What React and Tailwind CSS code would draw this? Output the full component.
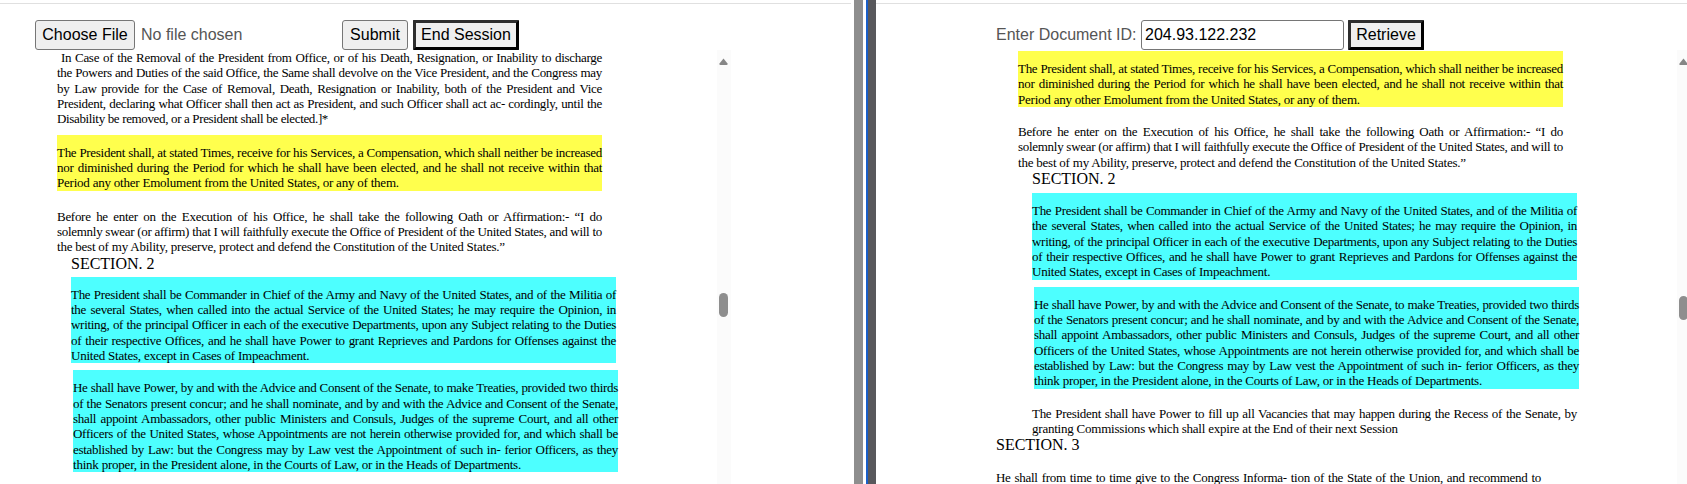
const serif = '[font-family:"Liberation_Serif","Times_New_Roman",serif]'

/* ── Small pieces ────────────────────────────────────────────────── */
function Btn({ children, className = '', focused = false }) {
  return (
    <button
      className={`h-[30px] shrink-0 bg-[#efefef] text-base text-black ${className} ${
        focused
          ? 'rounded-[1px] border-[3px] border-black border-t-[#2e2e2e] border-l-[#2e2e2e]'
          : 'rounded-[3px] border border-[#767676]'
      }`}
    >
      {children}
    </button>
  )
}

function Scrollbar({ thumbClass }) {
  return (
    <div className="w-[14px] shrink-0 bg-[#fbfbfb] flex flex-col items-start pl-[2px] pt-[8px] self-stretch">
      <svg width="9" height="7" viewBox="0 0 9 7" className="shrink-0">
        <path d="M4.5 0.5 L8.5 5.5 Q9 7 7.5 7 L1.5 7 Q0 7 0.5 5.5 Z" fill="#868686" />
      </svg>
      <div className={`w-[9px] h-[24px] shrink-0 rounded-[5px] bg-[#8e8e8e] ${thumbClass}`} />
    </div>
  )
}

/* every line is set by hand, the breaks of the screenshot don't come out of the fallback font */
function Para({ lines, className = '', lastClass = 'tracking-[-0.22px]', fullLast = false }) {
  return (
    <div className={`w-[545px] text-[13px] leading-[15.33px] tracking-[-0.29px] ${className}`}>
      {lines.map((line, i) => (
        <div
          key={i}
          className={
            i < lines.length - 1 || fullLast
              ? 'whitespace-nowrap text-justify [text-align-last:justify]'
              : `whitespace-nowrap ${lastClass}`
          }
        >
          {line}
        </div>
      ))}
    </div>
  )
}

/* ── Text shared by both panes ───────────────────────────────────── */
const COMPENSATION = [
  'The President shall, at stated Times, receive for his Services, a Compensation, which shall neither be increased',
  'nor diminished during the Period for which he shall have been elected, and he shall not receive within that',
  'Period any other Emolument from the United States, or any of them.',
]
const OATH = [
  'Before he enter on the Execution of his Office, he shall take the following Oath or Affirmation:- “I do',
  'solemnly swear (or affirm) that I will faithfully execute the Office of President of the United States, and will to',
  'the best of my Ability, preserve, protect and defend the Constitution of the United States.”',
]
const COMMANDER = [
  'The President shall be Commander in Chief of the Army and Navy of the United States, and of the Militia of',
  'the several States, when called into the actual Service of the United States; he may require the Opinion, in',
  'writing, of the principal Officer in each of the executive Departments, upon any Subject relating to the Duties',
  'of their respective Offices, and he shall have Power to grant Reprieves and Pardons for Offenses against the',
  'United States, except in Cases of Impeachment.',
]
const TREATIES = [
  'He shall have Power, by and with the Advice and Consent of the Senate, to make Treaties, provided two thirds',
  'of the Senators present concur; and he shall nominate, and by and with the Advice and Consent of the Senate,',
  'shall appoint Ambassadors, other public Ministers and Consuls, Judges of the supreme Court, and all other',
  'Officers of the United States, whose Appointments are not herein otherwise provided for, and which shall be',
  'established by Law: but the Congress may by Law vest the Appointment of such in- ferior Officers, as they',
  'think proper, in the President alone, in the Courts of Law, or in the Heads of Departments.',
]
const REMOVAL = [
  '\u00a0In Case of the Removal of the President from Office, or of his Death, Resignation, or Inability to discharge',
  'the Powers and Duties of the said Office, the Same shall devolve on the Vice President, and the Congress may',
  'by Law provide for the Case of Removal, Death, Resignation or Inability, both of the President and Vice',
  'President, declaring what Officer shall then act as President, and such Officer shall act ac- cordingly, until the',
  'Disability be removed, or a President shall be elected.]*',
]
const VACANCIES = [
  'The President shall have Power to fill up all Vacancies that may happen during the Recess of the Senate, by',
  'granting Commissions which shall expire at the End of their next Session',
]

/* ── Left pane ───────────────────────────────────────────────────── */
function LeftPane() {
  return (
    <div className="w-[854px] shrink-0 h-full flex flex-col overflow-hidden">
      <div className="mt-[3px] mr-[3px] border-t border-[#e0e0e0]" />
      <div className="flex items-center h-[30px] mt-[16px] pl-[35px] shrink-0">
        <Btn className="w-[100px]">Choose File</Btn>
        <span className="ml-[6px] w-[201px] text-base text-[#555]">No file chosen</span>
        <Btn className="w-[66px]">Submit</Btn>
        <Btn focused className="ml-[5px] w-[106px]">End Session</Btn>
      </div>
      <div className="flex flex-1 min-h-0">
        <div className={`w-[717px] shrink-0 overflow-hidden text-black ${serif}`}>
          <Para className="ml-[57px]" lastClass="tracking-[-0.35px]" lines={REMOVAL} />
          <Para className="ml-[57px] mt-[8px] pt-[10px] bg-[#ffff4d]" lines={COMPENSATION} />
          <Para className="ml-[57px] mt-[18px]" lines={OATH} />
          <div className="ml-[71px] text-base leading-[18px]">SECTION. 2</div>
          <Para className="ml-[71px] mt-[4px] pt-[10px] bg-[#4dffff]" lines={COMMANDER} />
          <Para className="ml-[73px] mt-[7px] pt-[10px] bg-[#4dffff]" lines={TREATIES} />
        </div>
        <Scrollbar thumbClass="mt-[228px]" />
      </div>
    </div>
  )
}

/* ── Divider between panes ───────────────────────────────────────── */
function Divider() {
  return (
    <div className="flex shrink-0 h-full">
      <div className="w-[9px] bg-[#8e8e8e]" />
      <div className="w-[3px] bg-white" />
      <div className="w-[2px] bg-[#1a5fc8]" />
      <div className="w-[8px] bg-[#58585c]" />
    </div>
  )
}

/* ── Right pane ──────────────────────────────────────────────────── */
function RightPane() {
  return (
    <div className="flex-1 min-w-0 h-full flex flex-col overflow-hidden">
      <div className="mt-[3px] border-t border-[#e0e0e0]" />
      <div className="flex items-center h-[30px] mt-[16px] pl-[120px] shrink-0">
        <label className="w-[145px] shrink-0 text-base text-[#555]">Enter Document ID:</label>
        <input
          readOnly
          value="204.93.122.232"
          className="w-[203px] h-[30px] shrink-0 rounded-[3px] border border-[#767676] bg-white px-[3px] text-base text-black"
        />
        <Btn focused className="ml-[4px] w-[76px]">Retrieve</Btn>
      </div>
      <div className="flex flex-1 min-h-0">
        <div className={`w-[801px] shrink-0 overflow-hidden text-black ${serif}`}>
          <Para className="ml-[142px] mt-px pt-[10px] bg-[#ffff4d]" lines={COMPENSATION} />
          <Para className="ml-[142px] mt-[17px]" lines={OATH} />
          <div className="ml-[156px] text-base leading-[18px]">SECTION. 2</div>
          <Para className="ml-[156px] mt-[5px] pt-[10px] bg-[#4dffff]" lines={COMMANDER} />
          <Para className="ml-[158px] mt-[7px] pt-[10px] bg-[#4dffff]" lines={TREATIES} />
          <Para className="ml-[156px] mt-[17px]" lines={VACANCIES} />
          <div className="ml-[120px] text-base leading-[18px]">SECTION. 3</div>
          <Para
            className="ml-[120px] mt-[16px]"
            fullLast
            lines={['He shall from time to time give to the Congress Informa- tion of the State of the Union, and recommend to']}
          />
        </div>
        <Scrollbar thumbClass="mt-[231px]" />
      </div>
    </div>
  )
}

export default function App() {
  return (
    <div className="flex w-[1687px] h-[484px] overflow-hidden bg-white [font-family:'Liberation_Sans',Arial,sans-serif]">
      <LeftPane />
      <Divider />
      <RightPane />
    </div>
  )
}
-*-*-
■ **Your goal**:
Write out again every line above exactly as given; the pictures do not belong in the copy.

■ **The output**:
What React and Tailwind CSS code would draw this? Output the full component.
const serif = '[font-family:"Liberation_Serif","Times_New_Roman",serif]'

/* ── Small pieces ────────────────────────────────────────────────── */
function Btn({ children, className = '', focused = false }) {
  return (
    <button
      className={`h-[30px] shrink-0 bg-[#efefef] text-base text-black ${className} ${
        focused
          ? 'rounded-[1px] border-[3px] border-black border-t-[#2e2e2e] border-l-[#2e2e2e]'
          : 'rounded-[3px] border border-[#767676]'
      }`}
    >
      {children}
    </button>
  )
}

function Scrollbar({ thumbClass }) {
  return (
    <div className="w-[14px] shrink-0 bg-[#fbfbfb] flex flex-col items-start pl-[2px] pt-[8px] self-stretch">
      <svg width="9" height="7" viewBox="0 0 9 7" className="shrink-0">
        <path d="M4.5 0.5 L8.5 5.5 Q9 7 7.5 7 L1.5 7 Q0 7 0.5 5.5 Z" fill="#868686" />
      </svg>
      <div className={`w-[9px] h-[24px] shrink-0 rounded-[5px] bg-[#8e8e8e] ${thumbClass}`} />
    </div>
  )
}

/* every line is set by hand, the breaks of the screenshot don't come out of the fallback font */
function Para({ lines, className = '', lastClass = 'tracking-[-0.22px]', fullLast = false }) {
  return (
    <div className={`w-[545px] text-[13px] leading-[15.33px] tracking-[-0.29px] ${className}`}>
      {lines.map((line, i) => (
        <div
          key={i}
          className={
            i < lines.length - 1 || fullLast
              ? 'whitespace-nowrap text-justify [text-align-last:justify]'
              : `whitespace-nowrap ${lastClass}`
          }
        >
          {line}
        </div>
      ))}
    </div>
  )
}

/* ── Text shared by both panes ───────────────────────────────────── */
const COMPENSATION = [
  'The President shall, at stated Times, receive for his Services, a Compensation, which shall neither be increased',
  'nor diminished during the Period for which he shall have been elected, and he shall not receive within that',
  'Period any other Emolument from the United States, or any of them.',
]
const OATH = [
  'Before he enter on the Execution of his Office, he shall take the following Oath or Affirmation:- “I do',
  'solemnly swear (or affirm) that I will faithfully execute the Office of President of the United States, and will to',
  'the best of my Ability, preserve, protect and defend the Constitution of the United States.”',
]
const COMMANDER = [
  'The President shall be Commander in Chief of the Army and Navy of the United States, and of the Militia of',
  'the several States, when called into the actual Service of the United States; he may require the Opinion, in',
  'writing, of the principal Officer in each of the executive Departments, upon any Subject relating to the Duties',
  'of their respective Offices, and he shall have Power to grant Reprieves and Pardons for Offenses against the',
  'United States, except in Cases of Impeachment.',
]
const TREATIES = [
  'He shall have Power, by and with the Advice and Consent of the Senate, to make Treaties, provided two thirds',
  'of the Senators present concur; and he shall nominate, and by and with the Advice and Consent of the Senate,',
  'shall appoint Ambassadors, other public Ministers and Consuls, Judges of the supreme Court, and all other',
  'Officers of the United States, whose Appointments are not herein otherwise provided for, and which shall be',
  'established by Law: but the Congress may by Law vest the Appointment of such in- ferior Officers, as they',
  'think proper, in the President alone, in the Courts of Law, or in the Heads of Departments.',
]
const REMOVAL = [
  '\u00a0In Case of the Removal of the President from Office, or of his Death, Resignation, or Inability to discharge',
  'the Powers and Duties of the said Office, the Same shall devolve on the Vice President, and the Congress may',
  'by Law provide for the Case of Removal, Death, Resignation or Inability, both of the President and Vice',
  'President, declaring what Officer shall then act as President, and such Officer shall act ac- cordingly, until the',
  'Disability be removed, or a President shall be elected.]*',
]
const VACANCIES = [
  'The President shall have Power to fill up all Vacancies that may happen during the Recess of the Senate, by',
  'granting Commissions which shall expire at the End of their next Session',
]

/* ── Left pane ───────────────────────────────────────────────────── */
function LeftPane() {
  return (
    <div className="w-[854px] shrink-0 h-full flex flex-col overflow-hidden">
      <div className="mt-[3px] mr-[3px] border-t border-[#e0e0e0]" />
      <div className="flex items-center h-[30px] mt-[16px] pl-[35px] shrink-0">
        <Btn className="w-[100px]">Choose File</Btn>
        <span className="ml-[6px] w-[201px] text-base text-[#555]">No file chosen</span>
        <Btn className="w-[66px]">Submit</Btn>
        <Btn focused className="ml-[5px] w-[106px]">End Session</Btn>
      </div>
      <div className="flex flex-1 min-h-0">
        <div className={`w-[717px] shrink-0 overflow-hidden text-black ${serif}`}>
          <Para className="ml-[57px]" lastClass="tracking-[-0.35px]" lines={REMOVAL} />
          <Para className="ml-[57px] mt-[8px] pt-[10px] bg-[#ffff4d]" lines={COMPENSATION} />
          <Para className="ml-[57px] mt-[18px]" lines={OATH} />
          <div className="ml-[71px] text-base leading-[18px]">SECTION. 2</div>
          <Para className="ml-[71px] mt-[4px] pt-[10px] bg-[#4dffff]" lines={COMMANDER} />
          <Para className="ml-[73px] mt-[7px] pt-[10px] bg-[#4dffff]" lines={TREATIES} />
        </div>
        <Scrollbar thumbClass="mt-[228px]" />
      </div>
    </div>
  )
}

/* ── Divider between panes ───────────────────────────────────────── */
function Divider() {
  return (
    <div className="flex shrink-0 h-full">
      <div className="w-[9px] bg-[#8e8e8e]" />
      <div className="w-[3px] bg-white" />
      <div className="w-[2px] bg-[#1a5fc8]" />
      <div className="w-[8px] bg-[#58585c]" />
    </div>
  )
}

/* ── Right pane ──────────────────────────────────────────────────── */
function RightPane() {
  return (
    <div className="flex-1 min-w-0 h-full flex flex-col overflow-hidden">
      <div className="mt-[3px] border-t border-[#e0e0e0]" />
      <div className="flex items-center h-[30px] mt-[16px] pl-[120px] shrink-0">
        <label className="w-[145px] shrink-0 text-base text-[#555]">Enter Document ID:</label>
        <input
          readOnly
          value="204.93.122.232"
          className="w-[203px] h-[30px] shrink-0 rounded-[3px] border border-[#767676] bg-white px-[3px] text-base text-black"
        />
        <Btn focused className="ml-[4px] w-[76px]">Retrieve</Btn>
      </div>
      <div className="flex flex-1 min-h-0">
        <div className={`w-[801px] shrink-0 overflow-hidden text-black ${serif}`}>
          <Para className="ml-[142px] mt-px pt-[10px] bg-[#ffff4d]" lines={COMPENSATION} />
          <Para className="ml-[142px] mt-[17px]" lines={OATH} />
          <div className="ml-[156px] text-base leading-[18px]">SECTION. 2</div>
          <Para className="ml-[156px] mt-[5px] pt-[10px] bg-[#4dffff]" lines={COMMANDER} />
          <Para className="ml-[158px] mt-[7px] pt-[10px] bg-[#4dffff]" lines={TREATIES} />
          <Para className="ml-[156px] mt-[17px]" lines={VACANCIES} />
          <div className="ml-[120px] text-base leading-[18px]">SECTION. 3</div>
          <Para
            className="ml-[120px] mt-[16px]"
            fullLast
            lines={['He shall from time to time give to the Congress Informa- tion of the State of the Union, and recommend to']}
          />
        </div>
        <Scrollbar thumbClass="mt-[231px]" />
      </div>
    </div>
  )
}

export default function App() {
  return (
    <div className="flex w-[1687px] h-[484px] overflow-hidden bg-white [font-family:'Liberation_Sans',Arial,sans-serif]">
      <LeftPane />
      <Divider />
      <RightPane />
    </div>
  )
}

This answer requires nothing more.